Are President Obama's cabinet secretaries on notice?
The White House has been playing shaky defense since Vice President Joe Biden and Education Secretary Arne Duncan endorsed gay marriage, putting more pressure than ever on President Obama to do the same.
The divide between Duncan and Biden and the president is playing out as gay marriage is debated across the country. North Carolina voters on Tuesday voted to change their state constitution to ban not only gay marriage, but civil unions too.
Obama supports civil unions, but he does agree with the majority of North Carolina voters who don't think gays should get married — at least according to spokesman Jay Carney.
There's a good chance that's not the case. The open secret in Washington and in the gay community is that Obama most likely supports gay marriage and is waiting until after Election Day to make his views public. Leaders in the gay community fully expect Obama to do just that, and he has done little to persuade them otherwise (his strange perennial explanation of his "evolving" views on gays, for instance).
But now the questions are coming faster and more furiously, after Biden and Duncan joined housing secretary Shaun Donovan on the list of cabinet members who publicly want gay marriage. Carney has spent a great deal of time this week deflecting questions, at times prompting laughter from the press corps.

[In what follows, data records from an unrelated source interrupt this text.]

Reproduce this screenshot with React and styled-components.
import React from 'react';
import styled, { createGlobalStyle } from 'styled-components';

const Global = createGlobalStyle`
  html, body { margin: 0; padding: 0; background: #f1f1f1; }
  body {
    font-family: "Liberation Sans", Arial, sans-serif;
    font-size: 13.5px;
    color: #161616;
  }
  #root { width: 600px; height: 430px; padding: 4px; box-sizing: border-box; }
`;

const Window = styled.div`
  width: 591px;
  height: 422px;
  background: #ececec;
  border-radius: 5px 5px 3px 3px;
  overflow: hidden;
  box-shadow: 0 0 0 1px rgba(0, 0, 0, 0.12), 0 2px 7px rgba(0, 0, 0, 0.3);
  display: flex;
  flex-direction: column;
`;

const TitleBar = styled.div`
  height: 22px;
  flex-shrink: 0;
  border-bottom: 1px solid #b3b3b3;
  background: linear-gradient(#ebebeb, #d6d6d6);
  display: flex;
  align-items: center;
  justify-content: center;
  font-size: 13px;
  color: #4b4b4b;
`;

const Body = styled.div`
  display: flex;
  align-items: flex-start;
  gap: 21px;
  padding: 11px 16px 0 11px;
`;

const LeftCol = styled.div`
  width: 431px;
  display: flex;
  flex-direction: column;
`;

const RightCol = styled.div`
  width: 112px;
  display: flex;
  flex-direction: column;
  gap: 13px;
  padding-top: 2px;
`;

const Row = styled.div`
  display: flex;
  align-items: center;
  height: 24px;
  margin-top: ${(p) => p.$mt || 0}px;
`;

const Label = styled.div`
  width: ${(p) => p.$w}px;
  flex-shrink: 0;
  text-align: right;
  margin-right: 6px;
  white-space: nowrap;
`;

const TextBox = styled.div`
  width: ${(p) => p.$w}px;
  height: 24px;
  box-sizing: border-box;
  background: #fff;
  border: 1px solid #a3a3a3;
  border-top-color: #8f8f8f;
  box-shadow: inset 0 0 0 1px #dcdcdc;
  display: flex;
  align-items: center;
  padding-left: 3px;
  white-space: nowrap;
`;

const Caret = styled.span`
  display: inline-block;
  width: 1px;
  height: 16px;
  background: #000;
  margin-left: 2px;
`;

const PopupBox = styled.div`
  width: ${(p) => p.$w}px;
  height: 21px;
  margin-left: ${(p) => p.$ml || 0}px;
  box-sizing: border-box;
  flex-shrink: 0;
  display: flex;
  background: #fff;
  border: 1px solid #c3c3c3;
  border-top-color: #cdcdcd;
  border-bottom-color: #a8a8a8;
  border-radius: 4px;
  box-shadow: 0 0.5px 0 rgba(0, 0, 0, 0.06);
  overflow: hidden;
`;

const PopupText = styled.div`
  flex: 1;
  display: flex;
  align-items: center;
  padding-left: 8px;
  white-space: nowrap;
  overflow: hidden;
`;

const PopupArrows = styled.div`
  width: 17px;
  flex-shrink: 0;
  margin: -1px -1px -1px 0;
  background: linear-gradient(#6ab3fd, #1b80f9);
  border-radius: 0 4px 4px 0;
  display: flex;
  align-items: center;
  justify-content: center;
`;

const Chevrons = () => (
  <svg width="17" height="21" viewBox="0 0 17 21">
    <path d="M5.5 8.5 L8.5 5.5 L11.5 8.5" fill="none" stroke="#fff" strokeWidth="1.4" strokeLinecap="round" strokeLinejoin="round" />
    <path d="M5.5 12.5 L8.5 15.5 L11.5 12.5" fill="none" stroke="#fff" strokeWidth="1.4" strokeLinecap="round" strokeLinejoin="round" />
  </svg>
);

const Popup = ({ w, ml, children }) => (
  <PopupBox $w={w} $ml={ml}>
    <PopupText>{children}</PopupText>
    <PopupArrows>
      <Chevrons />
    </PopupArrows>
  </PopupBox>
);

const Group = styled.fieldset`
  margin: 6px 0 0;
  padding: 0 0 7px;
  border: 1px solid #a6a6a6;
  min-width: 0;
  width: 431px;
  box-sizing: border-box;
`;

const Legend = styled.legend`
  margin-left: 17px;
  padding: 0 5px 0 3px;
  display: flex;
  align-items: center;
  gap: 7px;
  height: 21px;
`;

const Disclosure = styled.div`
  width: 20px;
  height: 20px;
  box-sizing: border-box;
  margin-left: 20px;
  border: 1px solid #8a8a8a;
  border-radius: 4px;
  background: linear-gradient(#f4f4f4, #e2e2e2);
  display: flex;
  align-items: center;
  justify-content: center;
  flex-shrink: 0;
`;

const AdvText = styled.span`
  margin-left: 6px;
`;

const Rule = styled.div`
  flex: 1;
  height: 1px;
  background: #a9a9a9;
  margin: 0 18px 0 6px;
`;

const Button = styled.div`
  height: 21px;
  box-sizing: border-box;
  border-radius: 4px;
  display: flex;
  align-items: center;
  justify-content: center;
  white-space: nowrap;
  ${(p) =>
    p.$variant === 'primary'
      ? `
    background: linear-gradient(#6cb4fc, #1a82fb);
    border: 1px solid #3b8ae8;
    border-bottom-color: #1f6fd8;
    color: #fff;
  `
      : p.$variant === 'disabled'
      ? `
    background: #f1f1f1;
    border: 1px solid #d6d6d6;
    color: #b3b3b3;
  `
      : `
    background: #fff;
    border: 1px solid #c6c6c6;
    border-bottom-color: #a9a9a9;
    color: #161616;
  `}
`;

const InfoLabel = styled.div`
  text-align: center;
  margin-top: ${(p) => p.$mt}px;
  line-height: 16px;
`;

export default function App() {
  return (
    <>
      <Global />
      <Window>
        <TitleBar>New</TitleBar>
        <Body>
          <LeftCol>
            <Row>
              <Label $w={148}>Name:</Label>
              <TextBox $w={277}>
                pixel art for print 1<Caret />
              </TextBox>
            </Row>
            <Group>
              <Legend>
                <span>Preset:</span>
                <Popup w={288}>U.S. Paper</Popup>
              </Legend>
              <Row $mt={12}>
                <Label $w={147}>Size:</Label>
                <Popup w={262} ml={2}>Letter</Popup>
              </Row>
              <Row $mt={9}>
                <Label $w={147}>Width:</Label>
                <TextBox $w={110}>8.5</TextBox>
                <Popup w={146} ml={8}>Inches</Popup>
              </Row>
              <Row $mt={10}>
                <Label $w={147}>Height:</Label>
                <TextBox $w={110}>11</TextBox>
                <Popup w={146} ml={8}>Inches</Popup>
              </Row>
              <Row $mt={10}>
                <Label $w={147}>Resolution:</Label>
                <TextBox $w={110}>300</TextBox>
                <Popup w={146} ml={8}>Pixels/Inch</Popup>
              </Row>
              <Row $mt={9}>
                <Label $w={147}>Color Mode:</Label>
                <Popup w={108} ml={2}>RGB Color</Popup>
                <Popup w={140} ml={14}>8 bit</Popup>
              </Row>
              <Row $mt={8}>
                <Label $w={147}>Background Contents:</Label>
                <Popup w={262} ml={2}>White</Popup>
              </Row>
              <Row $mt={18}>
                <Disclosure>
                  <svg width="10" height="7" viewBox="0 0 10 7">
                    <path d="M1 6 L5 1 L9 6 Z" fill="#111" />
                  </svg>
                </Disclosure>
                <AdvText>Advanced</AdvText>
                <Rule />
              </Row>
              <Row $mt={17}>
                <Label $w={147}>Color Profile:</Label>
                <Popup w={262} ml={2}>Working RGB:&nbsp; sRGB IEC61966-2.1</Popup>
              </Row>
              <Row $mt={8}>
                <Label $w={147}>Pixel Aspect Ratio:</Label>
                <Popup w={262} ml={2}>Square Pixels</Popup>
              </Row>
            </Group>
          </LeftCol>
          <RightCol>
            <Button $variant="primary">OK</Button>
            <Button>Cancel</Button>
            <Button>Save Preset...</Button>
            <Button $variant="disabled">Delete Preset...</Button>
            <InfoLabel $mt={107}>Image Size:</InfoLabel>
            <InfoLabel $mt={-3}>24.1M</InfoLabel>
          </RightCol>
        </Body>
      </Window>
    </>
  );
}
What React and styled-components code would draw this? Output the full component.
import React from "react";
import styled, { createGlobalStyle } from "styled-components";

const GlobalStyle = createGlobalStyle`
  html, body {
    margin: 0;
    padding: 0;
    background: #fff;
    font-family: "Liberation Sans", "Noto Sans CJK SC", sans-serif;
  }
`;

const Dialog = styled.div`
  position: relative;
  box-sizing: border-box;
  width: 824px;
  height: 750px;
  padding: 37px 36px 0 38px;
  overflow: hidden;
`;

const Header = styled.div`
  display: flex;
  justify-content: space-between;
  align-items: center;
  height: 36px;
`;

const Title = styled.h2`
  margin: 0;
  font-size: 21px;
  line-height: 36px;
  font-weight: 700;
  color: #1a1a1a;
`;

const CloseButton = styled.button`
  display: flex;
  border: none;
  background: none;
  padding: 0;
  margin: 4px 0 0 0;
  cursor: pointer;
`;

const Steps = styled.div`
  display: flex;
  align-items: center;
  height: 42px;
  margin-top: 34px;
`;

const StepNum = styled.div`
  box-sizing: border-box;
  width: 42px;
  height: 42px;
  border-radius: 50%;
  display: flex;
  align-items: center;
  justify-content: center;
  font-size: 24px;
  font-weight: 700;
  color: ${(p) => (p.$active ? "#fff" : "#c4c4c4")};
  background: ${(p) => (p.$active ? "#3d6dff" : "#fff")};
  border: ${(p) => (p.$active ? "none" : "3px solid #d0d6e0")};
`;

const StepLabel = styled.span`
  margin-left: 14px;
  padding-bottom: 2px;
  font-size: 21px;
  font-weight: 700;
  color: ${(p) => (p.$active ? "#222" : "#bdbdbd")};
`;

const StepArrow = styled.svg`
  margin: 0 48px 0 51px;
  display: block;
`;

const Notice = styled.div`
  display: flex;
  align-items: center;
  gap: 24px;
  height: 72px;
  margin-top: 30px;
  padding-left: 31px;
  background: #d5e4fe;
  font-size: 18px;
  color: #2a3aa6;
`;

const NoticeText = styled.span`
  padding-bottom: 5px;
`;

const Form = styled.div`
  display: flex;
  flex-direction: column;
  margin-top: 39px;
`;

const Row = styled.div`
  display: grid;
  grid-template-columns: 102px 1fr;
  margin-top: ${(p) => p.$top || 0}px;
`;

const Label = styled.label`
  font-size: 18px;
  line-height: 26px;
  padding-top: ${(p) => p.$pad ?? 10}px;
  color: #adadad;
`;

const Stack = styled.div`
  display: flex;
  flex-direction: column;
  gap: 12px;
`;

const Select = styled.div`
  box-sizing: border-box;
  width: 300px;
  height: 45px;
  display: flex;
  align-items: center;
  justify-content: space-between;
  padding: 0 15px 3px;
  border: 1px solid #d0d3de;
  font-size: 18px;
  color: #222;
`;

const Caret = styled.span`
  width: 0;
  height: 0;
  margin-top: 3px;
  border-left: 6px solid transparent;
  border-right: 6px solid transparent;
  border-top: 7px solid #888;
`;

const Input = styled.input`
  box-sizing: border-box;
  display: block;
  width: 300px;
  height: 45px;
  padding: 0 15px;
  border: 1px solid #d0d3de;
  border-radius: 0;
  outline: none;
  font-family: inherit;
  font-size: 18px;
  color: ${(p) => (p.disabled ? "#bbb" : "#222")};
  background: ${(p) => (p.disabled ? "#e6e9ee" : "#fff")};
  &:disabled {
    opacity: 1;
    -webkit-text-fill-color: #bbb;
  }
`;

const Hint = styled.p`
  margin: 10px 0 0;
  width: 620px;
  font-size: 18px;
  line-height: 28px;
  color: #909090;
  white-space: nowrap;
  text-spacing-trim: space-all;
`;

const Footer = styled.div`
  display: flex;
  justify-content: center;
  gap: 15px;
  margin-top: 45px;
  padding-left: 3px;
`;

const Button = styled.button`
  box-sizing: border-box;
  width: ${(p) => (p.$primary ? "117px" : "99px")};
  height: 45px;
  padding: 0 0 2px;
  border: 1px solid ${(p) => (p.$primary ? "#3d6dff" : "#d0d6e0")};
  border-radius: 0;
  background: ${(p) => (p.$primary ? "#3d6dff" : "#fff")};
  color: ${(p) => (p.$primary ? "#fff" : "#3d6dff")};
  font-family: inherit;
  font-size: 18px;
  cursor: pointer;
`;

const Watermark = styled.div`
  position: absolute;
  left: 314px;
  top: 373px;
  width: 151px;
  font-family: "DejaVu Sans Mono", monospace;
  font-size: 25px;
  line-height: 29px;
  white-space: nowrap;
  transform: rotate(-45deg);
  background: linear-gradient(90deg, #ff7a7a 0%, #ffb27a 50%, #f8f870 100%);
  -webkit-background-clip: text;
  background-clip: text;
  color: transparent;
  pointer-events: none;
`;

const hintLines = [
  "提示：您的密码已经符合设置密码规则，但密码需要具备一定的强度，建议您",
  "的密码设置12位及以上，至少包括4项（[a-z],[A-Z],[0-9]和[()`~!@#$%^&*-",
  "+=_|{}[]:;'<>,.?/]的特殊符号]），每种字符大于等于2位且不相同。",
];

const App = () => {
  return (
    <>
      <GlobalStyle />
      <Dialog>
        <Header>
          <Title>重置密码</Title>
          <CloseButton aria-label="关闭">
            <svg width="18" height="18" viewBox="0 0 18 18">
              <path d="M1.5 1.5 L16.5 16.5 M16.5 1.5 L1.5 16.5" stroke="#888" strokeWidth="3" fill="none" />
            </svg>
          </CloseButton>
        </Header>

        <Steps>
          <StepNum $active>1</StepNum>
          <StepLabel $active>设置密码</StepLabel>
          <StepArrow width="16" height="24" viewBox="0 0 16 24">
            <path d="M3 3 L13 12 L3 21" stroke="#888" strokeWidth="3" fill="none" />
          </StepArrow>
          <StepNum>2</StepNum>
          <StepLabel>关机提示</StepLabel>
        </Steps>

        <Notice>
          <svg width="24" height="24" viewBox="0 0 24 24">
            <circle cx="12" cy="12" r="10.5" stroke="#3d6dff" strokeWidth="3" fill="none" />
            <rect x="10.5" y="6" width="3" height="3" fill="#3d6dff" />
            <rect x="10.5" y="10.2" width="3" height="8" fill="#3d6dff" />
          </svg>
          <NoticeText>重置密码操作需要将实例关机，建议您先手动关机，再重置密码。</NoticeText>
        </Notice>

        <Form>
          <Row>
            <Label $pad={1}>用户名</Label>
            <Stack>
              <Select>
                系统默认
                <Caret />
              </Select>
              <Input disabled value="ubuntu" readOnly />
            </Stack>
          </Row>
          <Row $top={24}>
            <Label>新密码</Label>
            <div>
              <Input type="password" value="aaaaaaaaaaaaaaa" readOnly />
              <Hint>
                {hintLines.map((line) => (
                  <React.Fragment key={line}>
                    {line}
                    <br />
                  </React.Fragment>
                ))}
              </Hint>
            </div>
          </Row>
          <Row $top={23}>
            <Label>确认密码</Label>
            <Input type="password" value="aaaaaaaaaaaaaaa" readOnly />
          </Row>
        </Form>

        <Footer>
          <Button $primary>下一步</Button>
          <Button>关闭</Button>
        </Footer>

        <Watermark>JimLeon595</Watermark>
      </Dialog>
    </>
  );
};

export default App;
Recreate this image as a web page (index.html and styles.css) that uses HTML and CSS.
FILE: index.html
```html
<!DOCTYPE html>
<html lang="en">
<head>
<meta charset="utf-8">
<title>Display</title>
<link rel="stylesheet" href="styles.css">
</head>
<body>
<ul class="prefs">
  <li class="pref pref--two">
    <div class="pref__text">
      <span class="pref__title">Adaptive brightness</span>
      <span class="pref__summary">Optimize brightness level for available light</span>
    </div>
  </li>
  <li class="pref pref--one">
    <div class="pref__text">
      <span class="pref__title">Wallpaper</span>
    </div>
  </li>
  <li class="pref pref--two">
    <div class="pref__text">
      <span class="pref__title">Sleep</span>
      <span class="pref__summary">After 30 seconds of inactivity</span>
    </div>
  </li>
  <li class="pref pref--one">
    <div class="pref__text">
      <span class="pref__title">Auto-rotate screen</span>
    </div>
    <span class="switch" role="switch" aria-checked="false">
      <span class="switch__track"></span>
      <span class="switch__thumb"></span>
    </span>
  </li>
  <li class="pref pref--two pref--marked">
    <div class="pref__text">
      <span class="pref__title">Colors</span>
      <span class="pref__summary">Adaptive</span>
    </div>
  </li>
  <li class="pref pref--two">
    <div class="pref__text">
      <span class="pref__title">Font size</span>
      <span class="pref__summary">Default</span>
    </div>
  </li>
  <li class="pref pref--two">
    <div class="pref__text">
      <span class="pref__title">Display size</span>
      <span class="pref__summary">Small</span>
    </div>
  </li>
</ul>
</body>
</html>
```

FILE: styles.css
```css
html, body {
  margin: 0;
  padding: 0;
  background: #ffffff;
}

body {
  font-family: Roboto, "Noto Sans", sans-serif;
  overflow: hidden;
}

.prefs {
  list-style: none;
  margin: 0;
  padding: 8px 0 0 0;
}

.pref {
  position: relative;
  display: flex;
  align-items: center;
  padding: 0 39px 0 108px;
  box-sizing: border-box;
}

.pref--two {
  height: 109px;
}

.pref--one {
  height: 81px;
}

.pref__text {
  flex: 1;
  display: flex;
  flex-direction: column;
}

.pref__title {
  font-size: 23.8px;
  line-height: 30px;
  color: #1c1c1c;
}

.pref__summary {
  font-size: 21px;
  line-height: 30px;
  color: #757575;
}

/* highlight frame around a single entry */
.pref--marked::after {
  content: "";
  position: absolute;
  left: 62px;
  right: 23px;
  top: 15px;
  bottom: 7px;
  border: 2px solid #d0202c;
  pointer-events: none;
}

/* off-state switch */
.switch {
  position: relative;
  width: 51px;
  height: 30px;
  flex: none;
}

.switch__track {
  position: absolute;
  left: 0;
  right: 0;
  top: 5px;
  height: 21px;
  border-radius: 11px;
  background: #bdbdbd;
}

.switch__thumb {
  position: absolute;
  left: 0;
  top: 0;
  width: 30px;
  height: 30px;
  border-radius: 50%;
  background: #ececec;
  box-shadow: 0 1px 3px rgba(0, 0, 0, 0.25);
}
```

ABC News asked all the other cabinet departments and agencies about their secretaries' views on marriage, and not a single one of them got back to us, even after promises to do so. The Justice Department and the Department of Defense sent an email back our way, and that was to formally decline to comment.
Fred Sainz, the VP of communications at the pro-gay Human Rights Campaign, suggested that the White House's Office of Cabinet Affairs sent a memo to the departments telling them not to talk about gay marriage and to defer to the White House on the matter.
"My guess is that the vast majority of cabinet secretaries do support marriage equality," Sainz said. "From the White House's perspective, there's no sense in kind of creating day three of this story."
The Office of Cabinet Affairs declined to provide a response on the record. A White House official who asked not to be identified and wouldn't give a reason why said that no memo had been sent to agencies.
There's a chance that the radio silence might be broken at any public events cabinet secretaries have in the near future, when a reporter could sneak in a question about gay marriage. And the topic is likely to resurface on Monday, if not frequently before then, when Obama accepts a "medal of distinction" from Barnard College, which also is giving the award to Evan Wolfson, the founder of the pro-gay group Freedom to Marry.
That same day, Obama is scheduled to collect checks from donors in New York City at a fundraiser with Ricky Martin aimed at the gay community.
Wolfson said that when he meets Obama at Barnard, "I will encourage him to do what Vice President Biden has done to complete his journey in support of the freedom to marry and join the majority for marriage."
A Gallup poll reported Tuesday that half of Americans say gay marriage should be legal.
"The only way to have questions about the president's position on the freedom to marry slow down and go away is for the president to be clear and forthright in his support for the freedom to marry as so many other leading Democrats, including members of his own cabinet and the vice president, now have done," Wolfson said.
Obama canceled a trip to North Carolina on the day that the state voted on a constitutional amendment to ban gay marriage and civil unions — an amendment Obama has opposed but which appeared likely to pass.
Carney refused Tuesday to discuss Obama's recent conversations about gay marriage, though he suggested that the president might finally be willing, as gay rights advocates say, to complete his evolution.
"I'm sure it is the case that he will be asked again at some point when he gives interviews or press conferences about this issue, and I'll leave it to him to describe his personal views," Carney said.